══ Source excerpt ══
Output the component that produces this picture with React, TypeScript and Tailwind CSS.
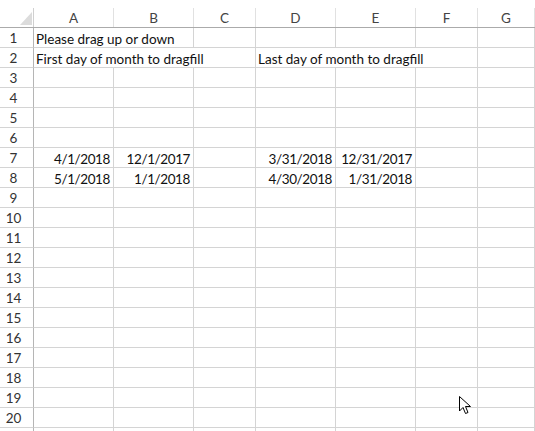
const cols = [
  { name: "A", w: 80 },
  { name: "B", w: 80 },
  { name: "C", w: 62 },
  { name: "D", w: 80 },
  { name: "E", w: 80 },
  { name: "F", w: 62 },
  { name: "G", w: 57 },
];

type Cell = { span?: number; text?: string; right?: boolean };

// rows keyed by number; default is seven empty cells
const data: Record<number, Cell[]> = {
  1: [{ span: 2, text: "Please drag up or down" }, {}, {}, {}, {}, {}],
  2: [{ span: 3, text: "First day of month to dragfill" }, { span: 3, text: "Last day of month to dragfill" }, {}],
  7: [{ text: "4/1/2018", right: true }, { text: "12/1/2017", right: true }, {}, { text: "3/31/2018", right: true }, { text: "12/31/2017", right: true }, {}, {}],
  8: [{ text: "5/1/2018", right: true }, { text: "1/1/2018", right: true }, {}, { text: "4/30/2018", right: true }, { text: "1/31/2018", right: true }, {}, {}],
};

const Row = ({ n }: { n: number }) => {
  const cells = data[n] ?? cols.map(() => ({}));
  let ci = 0;
  return (
    <div className="flex h-[20px]">
      <div className="w-[34px] h-full shrink-0 border-r border-b border-r-[#b5b5b5] border-b-[#d4d4d4] flex items-center justify-center pr-[6px] pt-[2px] text-[#333] bg-white">
        {n <= 20 ? n : ""}
      </div>
      {cells.map((c, i) => {
        const span = c.span ?? 1;
        const w = cols.slice(ci, ci + span).reduce((s, x) => s + x.w, 0);
        ci += span;
        return (
          <div
            key={i}
            style={{ width: w }}
            className={`h-full shrink-0 border-r border-b border-[#d4d4d4] flex items-center whitespace-nowrap px-[2px] pt-[3px] ${c.right ? "justify-end tracking-[-0.4px] pr-[3px]" : "justify-start"}`}
          >
            {c.text}
          </div>
        );
      })}
    </div>
  );
};

export default function App() {
  const rows = Array.from({ length: 21 }, (_, i) => i + 1);
  return (
    <div className="relative w-[535px] h-[431px] overflow-hidden bg-white text-[13.5px] text-[#111]" style={{ fontFamily: "Lato, 'Open Sans', sans-serif" }}>
      <div className="h-[8px]" />
      <div className="flex h-[20px] border-b border-[#ababab]">
        <div className="w-[34px] shrink-0 border-r border-[#d0d0d0] relative">
          <svg width="34" height="19" className="absolute left-0 top-0">
            <polygon points="20,17 32,17 32,4" fill="#dcdcdc" />
          </svg>
        </div>
        {cols.map((c) => (
          <div key={c.name} style={{ width: c.w }} className="shrink-0 border-r border-[#e1e1e1] flex items-center justify-center pt-[2px] text-[#444]">
            {c.name}
          </div>
        ))}
      </div>
      {rows.map((n) => (
        <Row key={n} n={n} />
      ))}
      <svg width="14" height="20" viewBox="0 0 14 20" className="absolute left-[459px] top-[396px]">
        <path d="M0.5 0.5 L0.5 15 L4 11.5 L6.5 17.5 L9 16.5 L6.5 10.5 L11.5 10.5 Z" fill="#fff" stroke="#000" strokeWidth="1" strokeLinejoin="miter" />
      </svg>
    </div>
  );
}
═══
#### Problem statement:
Restate the data above word for word. Do not include the images.

#### Reply to the exercise:
Output the component that produces this picture with React, TypeScript and Tailwind CSS.
const cols = [
  { name: "A", w: 80 },
  { name: "B", w: 80 },
  { name: "C", w: 62 },
  { name: "D", w: 80 },
  { name: "E", w: 80 },
  { name: "F", w: 62 },
  { name: "G", w: 57 },
];

type Cell = { span?: number; text?: string; right?: boolean };

// rows keyed by number; default is seven empty cells
const data: Record<number, Cell[]> = {
  1: [{ span: 2, text: "Please drag up or down" }, {}, {}, {}, {}, {}],
  2: [{ span: 3, text: "First day of month to dragfill" }, { span: 3, text: "Last day of month to dragfill" }, {}],
  7: [{ text: "4/1/2018", right: true }, { text: "12/1/2017", right: true }, {}, { text: "3/31/2018", right: true }, { text: "12/31/2017", right: true }, {}, {}],
  8: [{ text: "5/1/2018", right: true }, { text: "1/1/2018", right: true }, {}, { text: "4/30/2018", right: true }, { text: "1/31/2018", right: true }, {}, {}],
};

const Row = ({ n }: { n: number }) => {
  const cells = data[n] ?? cols.map(() => ({}));
  let ci = 0;
  return (
    <div className="flex h-[20px]">
      <div className="w-[34px] h-full shrink-0 border-r border-b border-r-[#b5b5b5] border-b-[#d4d4d4] flex items-center justify-center pr-[6px] pt-[2px] text-[#333] bg-white">
        {n <= 20 ? n : ""}
      </div>
      {cells.map((c, i) => {
        const span = c.span ?? 1;
        const w = cols.slice(ci, ci + span).reduce((s, x) => s + x.w, 0);
        ci += span;
        return (
          <div
            key={i}
            style={{ width: w }}
            className={`h-full shrink-0 border-r border-b border-[#d4d4d4] flex items-center whitespace-nowrap px-[2px] pt-[3px] ${c.right ? "justify-end tracking-[-0.4px] pr-[3px]" : "justify-start"}`}
          >
            {c.text}
          </div>
        );
      })}
    </div>
  );
};

export default function App() {
  const rows = Array.from({ length: 21 }, (_, i) => i + 1);
  return (
    <div className="relative w-[535px] h-[431px] overflow-hidden bg-white text-[13.5px] text-[#111]" style={{ fontFamily: "Lato, 'Open Sans', sans-serif" }}>
      <div className="h-[8px]" />
      <div className="flex h-[20px] border-b border-[#ababab]">
        <div className="w-[34px] shrink-0 border-r border-[#d0d0d0] relative">
          <svg width="34" height="19" className="absolute left-0 top-0">
            <polygon points="20,17 32,17 32,4" fill="#dcdcdc" />
          </svg>
        </div>
        {cols.map((c) => (
          <div key={c.name} style={{ width: c.w }} className="shrink-0 border-r border-[#e1e1e1] flex items-center justify-center pt-[2px] text-[#444]">
            {c.name}
          </div>
        ))}
      </div>
      {rows.map((n) => (
        <Row key={n} n={n} />
      ))}
      <svg width="14" height="20" viewBox="0 0 14 20" className="absolute left-[459px] top-[396px]">
        <path d="M0.5 0.5 L0.5 15 L4 11.5 L6.5 17.5 L9 16.5 L6.5 10.5 L11.5 10.5 Z" fill="#fff" stroke="#000" strokeWidth="1" strokeLinejoin="miter" />
      </svg>
    </div>
  );
}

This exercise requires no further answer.